Dit is het boeddhistische antwoord op de vraag: hoe moet ik leven in deze verwarrende wereld en hoe voed ik mijn kinderen op tot fatsoenlijke mensen.

Dit artikel is van de hand van Dhr. Hans Pijnaker uit Moergestel.(NL) Hans is forensisch seksuoloog en verdiept zich sinds zijn pensioen in cultuurfilosofie. Is tevens lid van de commissie Zingeving van de KBO-Brabant.

—————————————————————————————-

Bron: Chögyam Trungpa.(1986). Shambhala, De weg van de krijger. Servire.

Trungpa Rinpoche is geboren in Oost-Tibet in 1939. Hij was een lama van hoge rang en behoorde tot de zogenaamde Roodkappen. Hij stond in Tibet aan het hoofd van een duizendtal monniken. In 1959 is hij met een groot aantal volgelingen onder zijn leiding na de Chinese invasie dwars door de Himalaya in een tocht vol ontberingen zijn vaderland ontvlucht.

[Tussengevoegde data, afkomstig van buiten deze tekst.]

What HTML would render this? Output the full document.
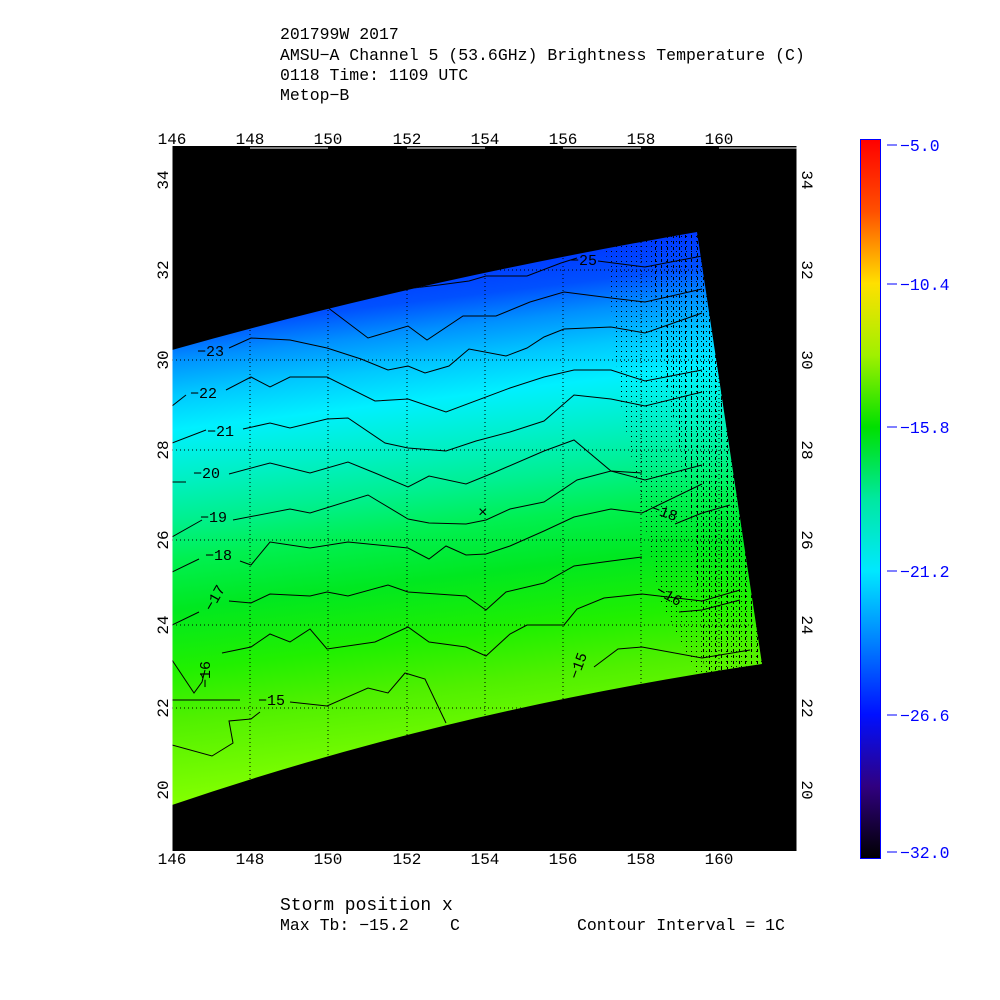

Hij verloor meerdere monniken en dorpsbewoners tijdens deze tocht over spekgladde bergtoppen en door kloven vol sneeuw en ijs en verraderlijke ravijnen, waaraan hij de herinneringen nooit meer is kwijt geraakt. Hij werkte nadien in een Tibetaans centrum in Schotland en later in Amerika. Hij overleed op 4 april 1987.